(Items from a dataset)

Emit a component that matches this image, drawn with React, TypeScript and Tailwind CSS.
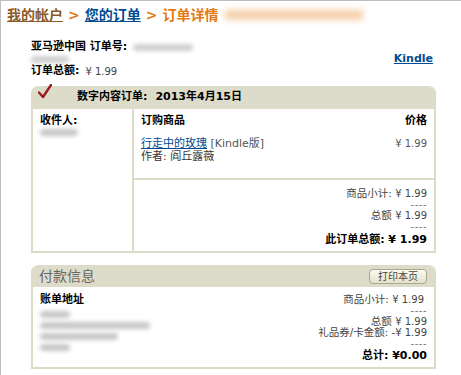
const font = { fontFamily: '"DejaVu Sans", "Noto Sans CJK SC", sans-serif' };

function Check() {
    return (
        <svg width="14" height="15" viewBox="0 0 14 15" className="absolute left-[5px] top-[-2px]">
            <path d="M1 8.5 L5 13 L13 1" fill="none" stroke="#9b1a1a" strokeWidth="2.4" strokeLinecap="round" strokeLinejoin="round" />
        </svg>
    );
}

function Blur({ w, c = "bg-[#a0a0a0]" }: { w: string; c?: string }) {
    return <div className={`h-[7px] ${w} ${c} rounded-sm blur-[2px] opacity-60`} />;
}

function Dashes() {
    return <div className="text-[10px] leading-[11px] tracking-[0.5px] text-[#777]">----</div>;
}

export default function App() {
    return (
        <div style={font} className="w-[461px] h-[375px] bg-white border-t border-l border-[#bdbdbd] text-[11px] text-[#333] overflow-hidden">
            {/* breadcrumb */}
            <div className="flex items-center gap-[5px] pl-[6px] pt-[6px] h-[22px] text-[14px] font-bold">
                <span className="text-[#8a5a2a] underline">我的帐户</span>
                <span className="text-[#e47911]">&gt;</span>
                <span className="text-[#004b91] underline">您的订单</span>
                <span className="text-[#e47911]">&gt;</span>
                <span className="text-[#e47911]">订单详情</span>
                <div className="ml-[2px] h-[10px] w-[138px] bg-[#f0b070] blur-[3px] opacity-60" />
            </div>

            {/* order summary */}
            <div className="flex items-center justify-between pl-[30px] pr-[28px] mt-[18px]">
                <div className="flex flex-col">
                    <div className="flex items-center h-[12px] gap-[6px]">
                        <span className="font-bold text-black">亚马逊中国 订单号:</span>
                        <Blur w="w-[60px]" c="bg-[#b0b0b0]" />
                    </div>
                    <div className="flex items-center h-[12px]">
                        <Blur w="w-[38px]" c="bg-[#b0b0b0]" />
                    </div>
                    <div className="flex items-center h-[12px] gap-[6px]">
                        <span className="font-bold text-black">订单总额:</span>
                        <span className="text-[10px] text-[#444]">¥ 1.99</span>
                    </div>
                </div>
                <span className="text-[#004b91] font-bold underline">Kindle</span>
            </div>

            {/* digital order box */}
            <div className="ml-[30px] w-[405px] mt-[9px] border-2 border-t-0 border-[#dcdbc8] rounded-t-[7px]">
                <div className="relative flex items-center h-[23px] bg-[#dddcca] rounded-t-[6px] pl-[44px] font-bold text-black">
                    <Check />
                    <span>数字内容订单:</span>
                    <span className="ml-[8px]">2013年4月15日</span>
                </div>
                <div className="flex">
                    <div className="w-[101px] border-r-2 border-[#dcdbc8] pl-[7px] pt-[6px]">
                        <div className="font-bold text-black leading-[12px]">收件人:</div>
                        <div className="mt-[2px]">
                            <Blur w="w-[38px]" />
                        </div>
                    </div>
                    <div className="flex-1 flex flex-col">
                        <div className="h-[71px] border-b-2 border-[#dcdbc8] px-[7px] pt-[6px]">
                            <div className="flex justify-between font-bold text-black leading-[12px]">
                                <span>订购商品</span>
                                <span>价格</span>
                            </div>
                            <div className="flex justify-between mt-[10px] leading-[13px]">
                                <div>
                                    <span className="text-[#004b91] underline">行走中的玫瑰</span>
                                    <span className="text-[#555]"> [Kindle版]</span>
                                    <div>作者: 阎丘露薇</div>
                                </div>
                                <span className="text-[#555] text-[10px]">¥ 1.99</span>
                            </div>
                        </div>
                        <div className="flex flex-col items-end px-[7px] pt-[8px] pb-[5px] leading-[11px]">
                            <div className="text-[#444] text-[10.5px]">商品小计: <span className="text-[10px]">¥ 1.99</span></div>
                            <Dashes />
                            <div className="text-[#444] text-[10.5px]">总额 <span className="text-[10px]">¥ 1.99</span></div>
                            <Dashes />
                            <div className="font-bold text-black mt-[2px] leading-[12px]">此订单总额: ¥ 1.99</div>
                        </div>
                    </div>
                </div>
            </div>

            {/* payment box */}
            <div className="ml-[30px] w-[405px] mt-[12px] border-2 border-t-0 border-[#dcdbc8] rounded-t-[7px]">
                <div className="flex items-center justify-between h-[22px] bg-[#dddcca] rounded-t-[6px] pl-[6px] pr-[7px]">
                    <span className="text-[14px] text-[#666]">付款信息</span>
                    <span className="h-[15px] px-[8px] flex items-center text-[10px] text-[#444] border border-[#a9a790] rounded-[4px] bg-gradient-to-b from-[#fbfaf0] to-[#e4e2cc]">打印本页</span>
                </div>
                <div className="flex justify-between pl-[7px] pr-[7px] pt-[7px] pb-[5px]">
                    <div className="flex flex-col gap-[4px]">
                        <div className="font-bold text-black leading-[12px] mb-[1px]">账单地址</div>
                        <Blur w="w-[30px]" />
                        <Blur w="w-[110px]" />
                        <Blur w="w-[78px]" />
                        <Blur w="w-[30px]" />
                    </div>
                    <div className="flex flex-col items-end leading-[11px] text-[10.5px] text-[#444]">
                        <div className="pr-[3px]">商品小计: <span className="text-[10px]">¥ 1.99</span></div>
                        <Dashes />
                        <div>总额 <span className="text-[10px]">¥ 1.99</span></div>
                        <div>礼品券/卡金额: <span className="text-[10px]">-¥ 1.99</span></div>
                        <Dashes />
                        <div className="font-bold text-[11px] text-black mt-[1px] leading-[12px]">总计: ¥0.00</div>
                    </div>
                </div>
            </div>
        </div>
    );
}
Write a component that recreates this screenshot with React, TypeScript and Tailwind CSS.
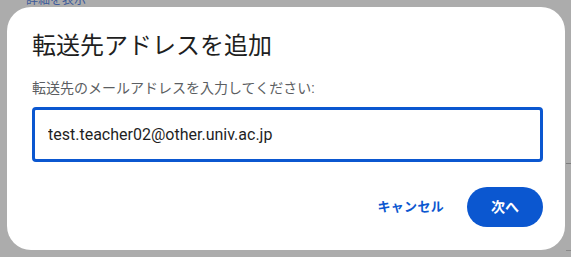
import React from "react";

export default function App() {
  const [email, setEmail] = React.useState("test.teacher02@other.univ.ac.jp");

  return (
    <div
      className="relative w-[571px] h-[257px] overflow-hidden bg-[#acacac] pt-[7px] pl-[7px]"
      style={{ fontFamily: "Roboto, 'Noto Sans CJK JP', sans-serif" }}
    >
      {/* page peeking out behind the dialog */}
      <span className="absolute left-[26px] top-[-6px] text-[12px] leading-[12px] text-[#3c5a9a]">詳細を表示</span>
      <div className="absolute right-0 top-[163px] h-px w-[5px] bg-[#7d7d7d]" />
      <div className="absolute right-0 top-[250px] h-px w-[5px] bg-[#8a8a8a]" />

      <div className="flex w-[558px] h-[243px] flex-col rounded-[24px] bg-white pl-[25px] pr-[22px] pt-[23px]">
        <h2 className="text-[24px] leading-[32px] text-[#1f1f1f]">転送先アドレスを追加</h2>
        <p className="mt-[16px] text-[14px] leading-[20px] text-[#5b5e62]">
          転送先のメールアドレスを入力してください:
        </p>
        <input
          value={email}
          onChange={(e) => setEmail(e.target.value)}
          className="mt-[9px] h-[55px] w-[511px] rounded-[4px] border-[3px] border-[#0b57d0] px-[13px] text-[16px] text-[#1f1f1f] outline-none"
        />
        <div className="mt-[25px] flex items-center justify-end gap-[11px]">
          <button className="h-[40px] rounded-full px-[12px] text-[13px] tracking-[0.3px] font-bold text-[#0b57d0]">
            キャンセル
          </button>
          <button className="h-[40px] w-[76px] rounded-full bg-[#0b57d0] text-[14px] font-bold text-white">
            次へ
          </button>
        </div>
      </div>
    </div>
  );
}
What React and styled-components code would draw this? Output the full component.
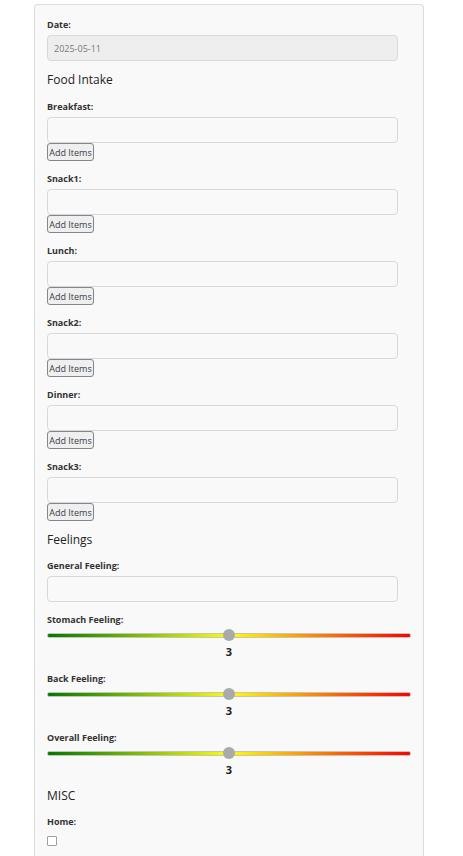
import React from 'react';
import styled, { createGlobalStyle } from 'styled-components';

const GlobalStyle = createGlobalStyle`
  body {
    margin: 0;
    background: #ffffff;
    font-family: "Open Sans", "Liberation Sans", sans-serif;
  }
`

const meals = ['Breakfast', 'Snack1', 'Lunch', 'Snack2', 'Dinner', 'Snack3'];
const sliders = ['Stomach Feeling', 'Back Feeling', 'Overall Feeling'];

const App = () => {
  return (
    <>
      <GlobalStyle />
      <Panel>
        <Label first>Date:</Label>
        <TextInput disabled value="2025-05-11" readOnly />

        <Heading>Food Intake</Heading>
        {meals.map((meal) => (
          <Field key={meal}>
            <Label>{meal}:</Label>
            <TextInput />
            <AddButton type="button">Add Items</AddButton>
          </Field>
        ))}

        <Heading>Feelings</Heading>
        <Label>General Feeling:</Label>
        <TextInput />

        {sliders.map((name) => (
          <Field key={name}>
            <Label>{name}:</Label>
            <Range type="range" min="1" max="5" defaultValue="3" />
            <RangeValue>3</RangeValue>
          </Field>
        ))}

        <Heading $top={9}>MISC</Heading>
        <Label>Home:</Label>
        <Check type="checkbox" />
      </Panel>
    </>
  )
}

const Panel = styled.div`
  box-sizing: border-box;
  width: 390px;
  margin: 4px 0 0 34px;
  min-height: 860px;
  padding: 13px 12px 20px 12px;
  background: #f9f9f9;
  border: 1px solid #dcdcdc;
  border-bottom: none;
  border-radius: 4px 4px 0 0;
`

const Field = styled.div`
  display: flex;
  flex-direction: column;
  align-items: flex-start;
`

const Label = styled.label`
  display: block;
  margin: ${(p) => (p.first ? '1px' : '12px')} 0 4px 0;
  font-size: 9px;
  line-height: 12px;
  font-weight: 700;
  color: #333;
`

const Heading = styled.h3`
  margin: ${(p) => p.$top ?? 11}px 0 1px 0;
  font-size: 12px;
  line-height: 16px;
  font-weight: 400;
  color: #222;
`

const TextInput = styled.input`
  display: block;
  box-sizing: border-box;
  width: 351px;
  height: 26px;
  padding: 0 6px;
  font-family: inherit;
  font-size: 9px;
  color: #777;
  background: ${(p) => (p.disabled ? '#eeeeee' : '#f9f9f9')};
  border: 1px solid #d8d8d8;
  border-radius: 4px;
  outline: none;
`

const AddButton = styled.button`
  box-sizing: border-box;
  height: 18px;
  width: 47px;
  padding: 0;
  font-family: inherit;
  font-size: 9px;
  color: #3a3a4a;
  background: #efefef;
  border: 1px solid #85858f;
  border-radius: 3px;
`

const Range = styled.input`
  -webkit-appearance: none;
  appearance: none;
  width: 100%;
  height: 10px;
  margin: 0;
  padding: 0;
  background: transparent;

  &::-webkit-slider-runnable-track {
    height: 5px;
    box-sizing: border-box;
    border: 1px solid #c4c4c4;
    border-radius: 2px;
    background: linear-gradient(to right, #007a00, #ffff00 50%, #ff0000);
  }

  &::-webkit-slider-thumb {
    -webkit-appearance: none;
    width: 12px;
    height: 12px;
    margin-top: -4.5px;
    border-radius: 50%;
    background: #aaaaaa;
    border: none;
  }
`

const RangeValue = styled.div`
  align-self: center;
  margin: 5px 0 2px 0;
  font-size: 11px;
  line-height: 14px;
  font-weight: 700;
  color: #222;
`

const Check = styled.input`
  -webkit-appearance: none;
  appearance: none;
  display: block;
  box-sizing: border-box;
  width: 10px;
  height: 10px;
  margin: 8px 0 0 0;
  background: #fff;
  border: 1px solid #a0a0a0;
  border-radius: 1px;
`

export default App
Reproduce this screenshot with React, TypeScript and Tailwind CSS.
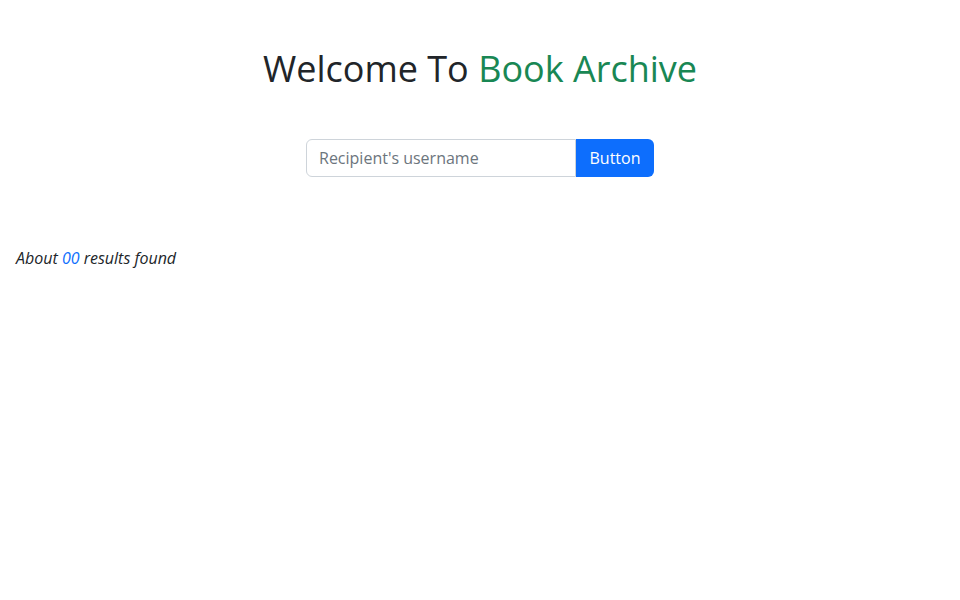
import React, { useState } from 'react';

const App: React.FC = () => {
  const [query, setQuery] = useState<string>('');
  const count = '00';

  return (
    <div className="min-h-[600px] bg-white text-[#212529] font-['Open_Sans',sans-serif]">
      <div className="pt-[47px] text-center">
        <h1 className="text-[36px] leading-[44px] font-normal">
          Welcome To <span className="text-[#198754]">Book Archive</span>
        </h1>
      </div>

      <div className="mt-[48px] flex justify-center">
        <div className="flex w-[348px]">
          <input
            type="text"
            value={query}
            onChange={(e) => setQuery(e.target.value)}
            placeholder="Recipient's username"
            className="w-[270px] h-[38px] px-3 text-base text-[#212529] placeholder:text-[#6c757d] border border-[#ced4da] rounded-l-[6px] outline-none"
          />
          <button
            type="button"
            className="w-[78px] h-[38px] bg-[#0d6efd] text-white text-base rounded-r-[6px]"
          >
            Button
          </button>
        </div>
      </div>

      <div className="mt-[69px] px-4">
        <p className="italic text-base leading-6">
          About <span className="text-[#0d6efd]">{count}</span> results found
        </p>
      </div>
    </div>
  );
};

export default App;
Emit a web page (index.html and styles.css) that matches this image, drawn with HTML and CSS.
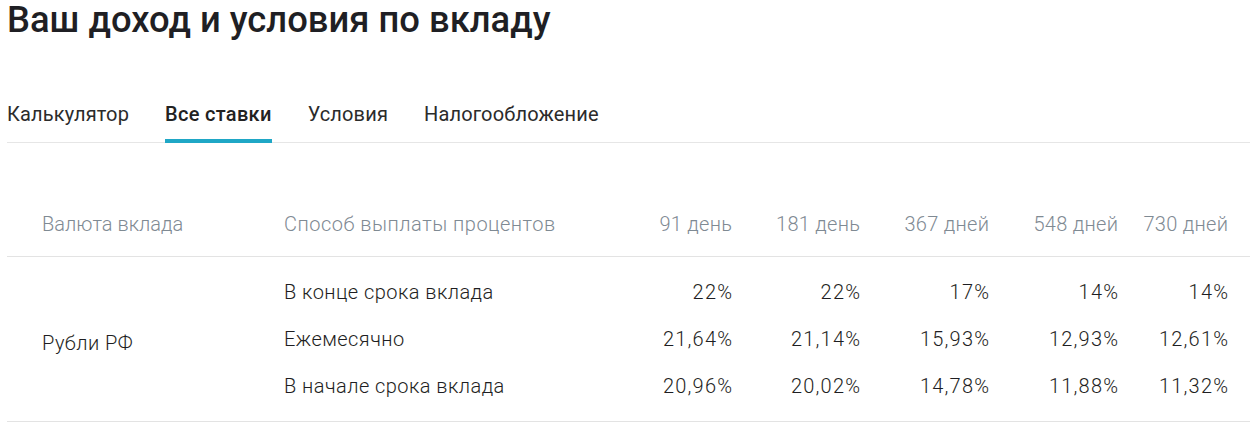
FILE: index.html
```html
<!DOCTYPE html>
<html lang="ru">
<head>
<meta charset="utf-8">
<link rel="stylesheet" href="styles.css">
</head>
<body>
<div class="page">
  <h1 class="title">Ваш доход и условия по вкладу</h1>
  <nav class="tabs">
    <span class="tab">Калькулятор</span>
    <span class="tab active">Все ставки</span>
    <span class="tab">Условия</span>
    <span class="tab">Налогообложение</span>
  </nav>
  <div class="rates">
    <div class="head">
      <div class="c1">Валюта вклада</div>
      <div class="c2">Способ выплаты процентов</div>
      <div class="num">91 день</div>
      <div class="num">181 день</div>
      <div class="num">367 дней</div>
      <div class="num">548 дней</div>
      <div class="num">730 дней</div>
    </div>
    <div class="body">
      <div class="currency">Рубли РФ</div>
      <div class="rows">
        <div class="row">
          <div class="c2">В конце срока вклада</div>
          <div class="num">22%</div><div class="num">22%</div><div class="num">17%</div><div class="num">14%</div><div class="num">14%</div>
        </div>
        <div class="row">
          <div class="c2">Ежемесячно</div>
          <div class="num">21,64%</div><div class="num">21,14%</div><div class="num">15,93%</div><div class="num">12,93%</div><div class="num">12,61%</div>
        </div>
        <div class="row">
          <div class="c2">В начале срока вклада</div>
          <div class="num">20,96%</div><div class="num">20,02%</div><div class="num">14,78%</div><div class="num">11,88%</div><div class="num">11,32%</div>
        </div>
      </div>
    </div>
  </div>
</div>
</body>
</html>
```

FILE: styles.css
```css
* { box-sizing: border-box; }
html, body { margin: 0; padding: 0; background: #fff; }
body {
  font-family: Roboto, "Liberation Sans", sans-serif;
  color: #222;
}
.page {
  padding-left: 7px;
  width: 1250px;
}
.title {
  margin: 0;
  font-size: 36.4px;
  line-height: 40px;
  font-weight: 500;
  color: #1f1f24;
}
.tabs {
  display: flex;
  gap: 36px;
  margin-top: 60px;
  border-bottom: 1px solid #e6e6e6;
}
.tab {
  font-size: 20px;
  line-height: 28px;
  letter-spacing: 0.15px;
  color: #2b2b2b;
  padding-bottom: 11px;
  border-bottom: 4px solid transparent;
  margin-bottom: -1px;
}
.tab.active {
  color: #222;
  font-weight: 500;
  letter-spacing: 0.3px;
  border-bottom-color: #1fa7c6;
}
.rates {
  margin-top: 69px;
  font-size: 20px;
  line-height: 24px;
  font-weight: 300;
}
.head {
  display: grid;
  grid-template-columns: 277px 320px 128px 128px 129px 129px 110px;
  color: #7f8a93;
  letter-spacing: 0.5px;
  padding-bottom: 20px;
  border-bottom: 1px solid #e3e3e3;
}
.head .c1 { letter-spacing: 0; }
.head .num { letter-spacing: 0.3px; margin-right: -0.3px; }
.c1 { padding-left: 35px; }
.num { text-align: right; }
.body {
  display: grid;
  grid-template-columns: 277px 1fr;
  padding: 12px 0 11px;
  border-bottom: 1px solid #e3e3e3;
  color: #1e1e22;
  letter-spacing: 0.45px;
}
.row .num {
  letter-spacing: 1.2px;
  margin-right: -1.2px;
}
.currency {
  padding-left: 35px;
  align-self: center;
  padding-top: 7px;
}
.row {
  display: grid;
  grid-template-columns: 320px 128px 128px 129px 129px 110px;
  line-height: 47px;
}
```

> **Set exercise**: Of the lines above, quote exactly those from the one with "Write a component" through the one with "const [email, setEmail]", ends included; pictures stay out.

> **Answer to this exercise**:
Write a component that recreates this screenshot with React, TypeScript and Tailwind CSS.
import React from "react";

export default function App() {
  const [email, setEmail] = React.useState("test.teacher02@other.univ.ac.jp");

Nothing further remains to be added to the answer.